- Collected material:
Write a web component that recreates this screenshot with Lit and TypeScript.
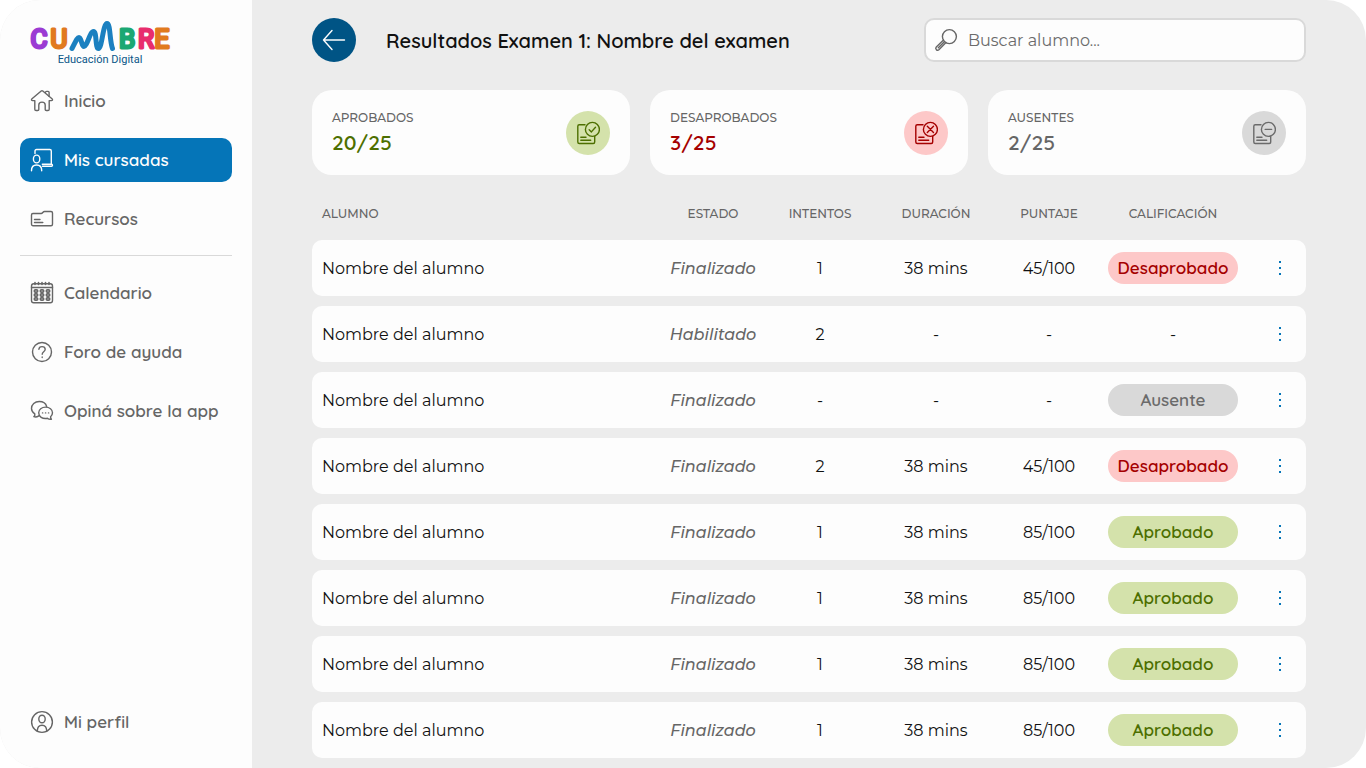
import { LitElement, html, css, svg, nothing } from "lit";
import { customElement, property } from "lit/decorators.js";
import { classMap } from "lit/directives/class-map.js";

const icons: Record<string, unknown> = {
  home: svg`<path d="M11.2 2 2 9.8c-1 .9-.5 1.8.6 1.8h2.2v8.6c0 .9.4 1.3 1.3 1.3h1.6c.7 0 1.1-.4 1.1-1.1v-4.3c0-2 1-3 3.2-3s3.200 1 3.200 3v4.300c0 .7.400 1.100 1.100 1.100h1.600c.900 0 1.300-.400 1.300-1.300v-8.600h2.200c1.100 0 1.600-.900.6-1.800L12.800 2c-.6-.5-1-.5-1.600 0Z"/><path d="M15.300 3.600c.2-.9.600-1.200 1.300-1.200h1.500c.7 0 1 .3 1 1v4"/>`,
  board: svg`<path d="M5 5.500V3c0-1 .5-1.500 1.500-1.500h13.300c1 0 1.500.5 1.500 1.500v13"/><path d="M12.300 16.300h9.200c1.300 0 1.300 1.900 0 1.900h-9"/><ellipse cx="6.600" cy="11" rx="3.200" ry="3.900"/><path d="M1.500 22.700c0-3.600 1.700-5.700 5.100-5.700s5.100 2.100 5.100 5.700"/>`,
  folder: svg`<path d="M1.500 7.900c0-.9.500-1.400 1.400-1.400h8.300c1.500 0 1.700-2 3.300-2h6.500c1 0 1.500.5 1.500 1.500v11.200c0 1-.5 1.500-1.500 1.500H2.900c-.9 0-1.400-.5-1.400-1.400Z"/><path d="M4.500 12.500h5.500M4.500 15.500h8.300"/>`,
  calendar: svg`<rect x="1.500" y="2.800" width="21" height="18.900" rx="2.200"/><path d="M1.500 6.500h21"/><path d="M5 1.500v2M8.500 1.500v2M12 1.500v2M15.500 1.500v2M19 1.500v2" stroke-width="1.600"/><g stroke-width="1.700"><rect x="4.300" y="8.800" width="3.400" height="2.300" rx="1.100"/><rect x="10.300" y="8.800" width="3.400" height="2.300" rx="1.100"/><rect x="16.300" y="8.800" width="3.400" height="2.300" rx="1.100"/><rect x="4.300" y="12.800" width="3.400" height="2.300" rx="1.100"/><rect x="10.300" y="12.800" width="3.400" height="2.300" rx="1.100"/><rect x="16.300" y="12.800" width="3.400" height="2.300" rx="1.100"/><rect x="4.300" y="16.800" width="3.400" height="2.300" rx="1.100"/><rect x="10.300" y="16.800" width="3.400" height="2.300" rx="1.100"/><rect x="16.300" y="16.800" width="3.400" height="2.300" rx="1.100"/></g>`,
  help: svg`<circle cx="12" cy="12" r="9.500"/><path d="M8.900 9.300c.1-1.800 1.400-2.700 3.100-2.700 1.900 0 3.200 1 3.200 2.700 0 2.500-3 2.500-3 5"/><path d="M12.200 17v.5"/>`,
  chat: svg`<path d="M8.800 16.800c-1.600 1.100-3.300 1.400-5 .9 1-.9 1.300-1.700 1-2.900C2.600 13.500 1.500 11.700 1.500 9.600c0-4.100 3.300-7.100 7.800-7.100 3.800 0 6.500 1.900 7.400 5"/><path d="M15.600 8.100c3.900 0 6.900 2.400 6.900 5.700 0 1.600-.7 2.900-1.900 3.900-.1 1 .1 1.700.8 2.500-1.500.2-2.800-.1-4-.9-5.100.9-8.700-1.700-8.700-5.500 0-3.300 3-5.700 6.900-5.700Z"/><path d="M12.500 13.900h.2M15.500 13.900h.2M18.500 13.900h.2"/>`,
  profile: svg`<circle cx="12" cy="12" r="10.400"/><ellipse cx="12" cy="9" rx="3.200" ry="3.800"/><path d="M7.300 21.200c0-4 1.500-6 4.700-6s4.700 2 4.700 6"/>`,
  search: svg`<circle cx="15.400" cy="8.600" r="7"/><path d="m9.500 12-7.200 7.100c-1.600 1.700.9 4.200 2.600 2.600l7.100-7.200M10.300 13.700l-6 6"/>`,
  back: svg`<path d="M22.500 12h-21M10 2.500 1.500 12l8.500 9.500"/>`,
  ok: svg`<path d="M9 3.800H3.300C2.300 3.800 1.800 4.300 1.800 5.300v15.700c0 1 .5 1.500 1.500 1.500h13.900c1 0 1.500-.5 1.500-1.500v-5.500M4.800 16.300H10M4.800 19.300h9.900"/><circle cx="16.400" cy="8.400" r="7"/><path d="m13.200 8.800 2.200 2.100 4.100-4.700"/>`,
  fail: svg`<path d="M9 3.800H3.300C2.300 3.800 1.800 4.300 1.800 5.300v15.700c0 1 .5 1.500 1.500 1.500h13.900c1 0 1.500-.5 1.500-1.500v-5.500M4.800 16.300H10M4.800 19.300h9.900"/><circle cx="16.400" cy="8.400" r="7"/><path d="m13.300 5.300 6.200 6.200M19.500 5.300l-6.200 6.200"/>`,
  absent: svg`<path d="M9 3.800H3.300C2.300 3.800 1.800 4.300 1.800 5.300v15.700c0 1 .5 1.500 1.500 1.500h13.900c1 0 1.500-.5 1.500-1.500v-5.500M4.800 16.300H10M4.800 19.300h9.900"/><circle cx="16.400" cy="8.400" r="7"/><path d="M13.200 8.400h6.400"/>`,
};

@customElement("ui-icon")
class UiIcon extends LitElement {
  @property() name = "";

  static styles = css`
    :host { display: block; width: 24px; height: 24px; flex: none; }
    .icon {
      display: block; width: 100%; height: 100%;
      fill: none; stroke: currentColor; stroke-width: 1.4;
      stroke-linecap: round; stroke-linejoin: round;
    }
  `;

  render() {
    return html`<svg class="icon" viewBox="0 0 24 24" aria-hidden="true">${icons[this.name] ?? nothing}</svg>`;
  }
}

@customElement("brand-logo")
class BrandLogo extends LitElement {
  static styles = css`
    :host { display: block; width: 140px; height: 46px; }
    .logo { display: block; width: 100%; height: 100%; overflow: visible; }
    .letter {
      font: 400 26px Roboto, sans-serif;
      stroke-width: 3; stroke-linejoin: round; stroke-linecap: round;
      text-anchor: middle;
    }
    .purple { fill: #9b3bd3; stroke: #9b3bd3; }
    .orange { fill: #e17a1f; stroke: #e17a1f; }
    .green { fill: #1ba873; stroke: #1ba873; }
    .pink { fill: #e82d6d; stroke: #e82d6d; }
    .ridge { fill: none; stroke: #1b80c0; stroke-width: 5; stroke-linecap: round; stroke-linejoin: round; }
    .tagline { font: 400 11px Roboto, sans-serif; fill: #0a5688; text-anchor: middle; }
  `;

  render() {
    return html`
      <svg class="logo" viewBox="0 0 140 46" role="img" aria-label="Cumbre Educación Digital">
        <text class="letter purple" x="9" y="28">C</text>
        <text class="letter orange" x="29" y="28">U</text>
        <path class="ridge" d="M42 28.500C45 23 47 17.500 49 17.500c2.500 0 2.500 9 5 9 3 0 6-15 9.500-15 3.500 0 1.500 17 5 17 3.500 0 4.500-25 8.500-25 3.500 0 2.500 17 5.500 25"/>
        <text class="letter green" x="97" y="28">B</text>
        <text class="letter pink" x="116" y="28">R</text>
        <text class="letter orange" x="132" y="28">E</text>
        <text class="tagline" x="70" y="43">Educación Digital</text>
      </svg>
    `;
  }
}

type Grade = "Aprobado" | "Desaprobado" | "Ausente" | "-";
interface Result { state: string; tries: string; time: string; score: string; grade: Grade; }

const passed: Result = { state: "Finalizado", tries: "1", time: "38 mins", score: "85/100", grade: "Aprobado" };
const results: Result[] = [
  { state: "Finalizado", tries: "1", time: "38 mins", score: "45/100", grade: "Desaprobado" },
  { state: "Habilitado", tries: "2", time: "-", score: "-", grade: "-" },
  { state: "Finalizado", tries: "-", time: "-", score: "-", grade: "Ausente" },
  { state: "Finalizado", tries: "2", time: "38 mins", score: "45/100", grade: "Desaprobado" },
  passed, passed, passed, passed,
];

const summary = [
  { label: "APROBADOS", value: "20/25", tone: "good", icon: "ok" },
  { label: "DESAPROBADOS", value: "3/25", tone: "bad", icon: "fail" },
  { label: "AUSENTES", value: "2/25", tone: "neutral", icon: "absent" },
];

const tones: Record<string, string> = { Aprobado: "good", Desaprobado: "bad", Ausente: "neutral" };

@customElement("app-root")
class AppRoot extends LitElement {
  static styles = css`
    :host {
      display: block; height: 100vh; overflow: hidden; background: #fff;
      font-family: Montserrat, Inter, sans-serif; color: #111;
    }
    * { box-sizing: border-box; }
    .page { display: flex; height: 100%; border-radius: 40px; overflow: hidden; background: #ececec; }
    .side {
      display: flex; flex-direction: column; flex: none; width: 252px;
      padding: 20px 20px 24px; background: #fdfdfd;
    }
    .brand { margin: 0 0 13px 10px; }
    .menu { display: flex; flex-direction: column; gap: 15px; flex: 1; }
    .link {
      display: flex; align-items: center; gap: 10px; height: 44px; padding: 0 10px;
      border-radius: 10px; color: #666; text-decoration: none; white-space: nowrap;
      font: 600 17px/24px Quicksand, Inter, sans-serif;
    }
    .active { background: #0575b8; color: #fdfdfd; }
    .rule { width: 100%; height: 1px; margin: -1px 0 0; border: 0; background: #d9d9d9; }
    .last { margin-top: auto; }
    .main { flex: 1; min-width: 0; padding: 18px 60px 0; }
    .top { display: flex; align-items: center; gap: 30px; margin-bottom: 28px; }
    .back {
      display: grid; place-items: center; flex: none; width: 44px; height: 44px; padding: 0;
      border: 0; border-radius: 50%; background: #005485; color: #fdfdfd;
    }
    .title { flex: 1; margin: 0; padding-top: 2px; font: 600 20px/24px Quicksand, Inter, sans-serif; white-space: nowrap; }
    .search {
      display: flex; align-items: center; gap: 10px; width: 382px; height: 44px; padding: 0 8px;
      border: 2px solid #d9d9d9; border-radius: 10px; background: #fdfdfd; color: #666;
    }
    .field {
      flex: 1; min-width: 0; padding: 2px 0 0; border: 0; outline: 0; background: none; color: #111;
      font: 400 16px/24px Montserrat, Inter, sans-serif;
    }
    .field::placeholder { color: #6b6b6b; opacity: 1; }
    .cards { display: grid; grid-template-columns: repeat(3, 1fr); gap: 20px; margin-bottom: 13px; }
    .card {
      display: flex; align-items: center; justify-content: space-between;
      padding: 18px 20px; border-radius: 20px; background: #fdfdfd;
    }
    .label { margin: 0; font-size: 12px; line-height: 20px; font-weight: 500; color: #666; }
    .value { margin: 0; font: 600 21px/29px Quicksand, Inter, sans-serif; }
    .value.good { color: #4d6f00; }
    .value.bad { color: #a50000; }
    .value.neutral { color: #666; }
    .badge { display: grid; place-items: center; width: 44px; height: 44px; border-radius: 50%; }
    .badge.good, .pill.good { background: #d4e2ab; color: #4d6f00; }
    .badge.bad, .pill.bad { background: #fdc8c8; color: #a50000; }
    .badge.neutral, .pill.neutral { background: #d9d9d9; color: #6b6b6b; }
    .grid { width: 100%; table-layout: fixed; border-collapse: separate; border-spacing: 0 10px; }
    .state { width: 122px; }
    .tries { width: 92px; }
    .time { width: 140px; }
    .score { width: 86px; }
    .grade { width: 162px; }
    .more { width: 52px; }
    .head { height: 32px; padding: 0 0 2px; font-size: 12px; font-weight: 500; color: #666; }
    .cell { height: 56px; padding: 0; background: #fdfdfd; font-size: 16px; line-height: 24px; text-align: center; }
    .text { padding-top: 2px; }
    .name { padding-left: 10px; text-align: left; }
    .cell.name { border-radius: 10px 0 0 10px; }
    .cell.end { border-radius: 0 10px 10px 0; }
    .italic { font-style: italic; font-weight: 500; color: #666; }
    .pill {
      display: block; width: 130px; margin: 0 auto; border-radius: 16px;
      font: 600 17px/32px Quicksand, Inter, sans-serif;
    }
    .dots {
      display: flex; flex-direction: column; align-items: center; justify-content: center; gap: 4px;
      width: 24px; height: 24px; margin: 0 auto; padding: 0; border: 0; background: none;
    }
    .dot { width: 2px; height: 2px; background: #0575b8; }
  `;

  private link(icon: string, text: string, extra = "") {
    return html`<a href="#" class=${classMap({ link: true, active: extra === "active", last: extra === "last" })}>
      <ui-icon name=${icon}></ui-icon><span>${text}</span></a>`;
  }

  private row(r: Result) {
    return html`<tr>
      <td class="cell text name">Nombre del alumno</td>
      <td class="cell text italic">${r.state}</td>
      <td class="cell text">${r.tries}</td>
      <td class="cell text">${r.time}</td>
      <td class="cell text">${r.score}</td>
      ${r.grade === "-"
        ? html`<td class="cell text">-</td>`
        : html`<td class="cell"><span class="pill ${tones[r.grade]}">${r.grade}</span></td>`}
      <td class="cell end">
        <button class="dots" type="button" aria-label="Más opciones">
          <span class="dot"></span><span class="dot"></span><span class="dot"></span>
        </button>
      </td>
    </tr>`;
  }

  render() {
    return html`
      <div class="page">
        <aside class="side">
          <brand-logo class="brand"></brand-logo>
          <nav class="menu">
            ${this.link("home", "Inicio")}
            ${this.link("board", "Mis cursadas", "active")}
            ${this.link("folder", "Recursos")}
            <hr class="rule" />
            ${this.link("calendar", "Calendario")}
            ${this.link("help", "Foro de ayuda")}
            ${this.link("chat", "Opiná sobre la app")}
            ${this.link("profile", "Mi perfil", "last")}
          </nav>
        </aside>
        <main class="main">
          <header class="top">
            <button class="back" type="button" aria-label="Volver"><ui-icon name="back"></ui-icon></button>
            <h1 class="title">Resultados Examen 1: Nombre del examen</h1>
            <label class="search">
              <ui-icon name="search"></ui-icon>
              <input class="field" type="text" aria-label="Buscar alumno" placeholder="Buscar alumno..." />
            </label>
          </header>
          <section class="cards">
            ${summary.map((s) => html`<article class="card">
              <div>
                <p class="label">${s.label}</p>
                <p class="value ${s.tone}">${s.value}</p>
              </div>
              <span class="badge ${s.tone}"><ui-icon name=${s.icon}></ui-icon></span>
            </article>`)}
          </section>
          <table class="grid">
            <thead>
              <tr>
                <th class="head name" scope="col">ALUMNO</th>
                <th class="head state" scope="col">ESTADO</th>
                <th class="head tries" scope="col">INTENTOS</th>
                <th class="head time" scope="col">DURACIÓN</th>
                <th class="head score" scope="col">PUNTAJE</th>
                <th class="head grade" scope="col">CALIFICACIÓN</th>
                <td class="head more"></td>
              </tr>
            </thead>
            <tbody>${results.map((r) => this.row(r))}</tbody>
          </table>
        </main>
      </div>
    `;
  }
}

- What to produce:
Figure out how many lines above include the string "this", then report that number and nothing else.

- Exercise output:
10